日本語学の本かと思って読んだのですが、どうも中身は違ったようです。
この読書記録を書くにあたって、ネットで著者の経歴等はチェックしているのですが、本書には国語作文教育研究所所長とあり、子供の作文だけでなく企業の研修での作文のチェックなども行う業務をされていたそうです。まあちょっとユニークな方法のようで、それは本書の内容にも現れてきています。
なお、私とほぼ同年代のようだったのですが、昨年病没されたということで、冥福を祈るという文章にもかなり検索できました。最近近い年の人で亡くなる人も続出です。仕方のないことですが、自分の体には気を付けていきたいところです。
さて、本書は明治維新以降の政府の目指した政策というものは、すべて「言語政策」というもので説明ができるということを主張しています。そして、それは第二次世界大戦敗戦というものでも決して否定されたものではなく、その後も継続して連綿と続けられていたのですが、ここにきて英語化の圧力が強まり小学校ですら英語教育、そして外資系企業以外でも社内で英語を通用させるといった事態になったことでその言語政策が断ち切られたと断じています。
どうも素人目にはそのような確固たる政治の意思があったとは到底思えないのですが。
著者の基本姿勢は「国家は言葉によって作られる。人も言葉によって作られる」というものです。これはある意味では真実だと思います。イタリアやドイツが統一に向かった際には言語の統一ということも目指したということがありますし、日本でも明治維新以降は間違いなくそれを目指していたのでしょう。
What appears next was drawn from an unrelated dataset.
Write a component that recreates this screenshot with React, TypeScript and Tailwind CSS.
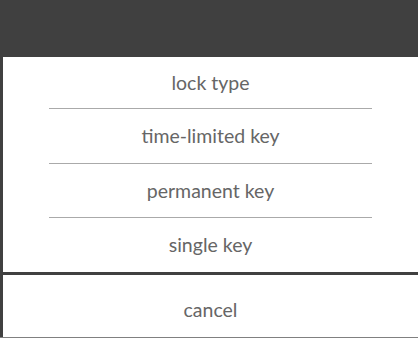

ただし、その先の民話や小説、学校唱歌なども「言語政策」の一環であり権力の意図があって作られた一面があるという主張は、ちょっと「陰謀論」的な傾向が過ぎるのではないかと感じられます。
しかし、最後のところで今日の状況を見ると英語が国際語となり日本語はローカル言語としてのみ生きられるという主張は確かなものだと感じますし、それに向けた言語政策を確立すべきという意見も間違いないでしょう。
まあかなり変わった主張も入ってはいますが、結論だけは間違いないという本だったように思います。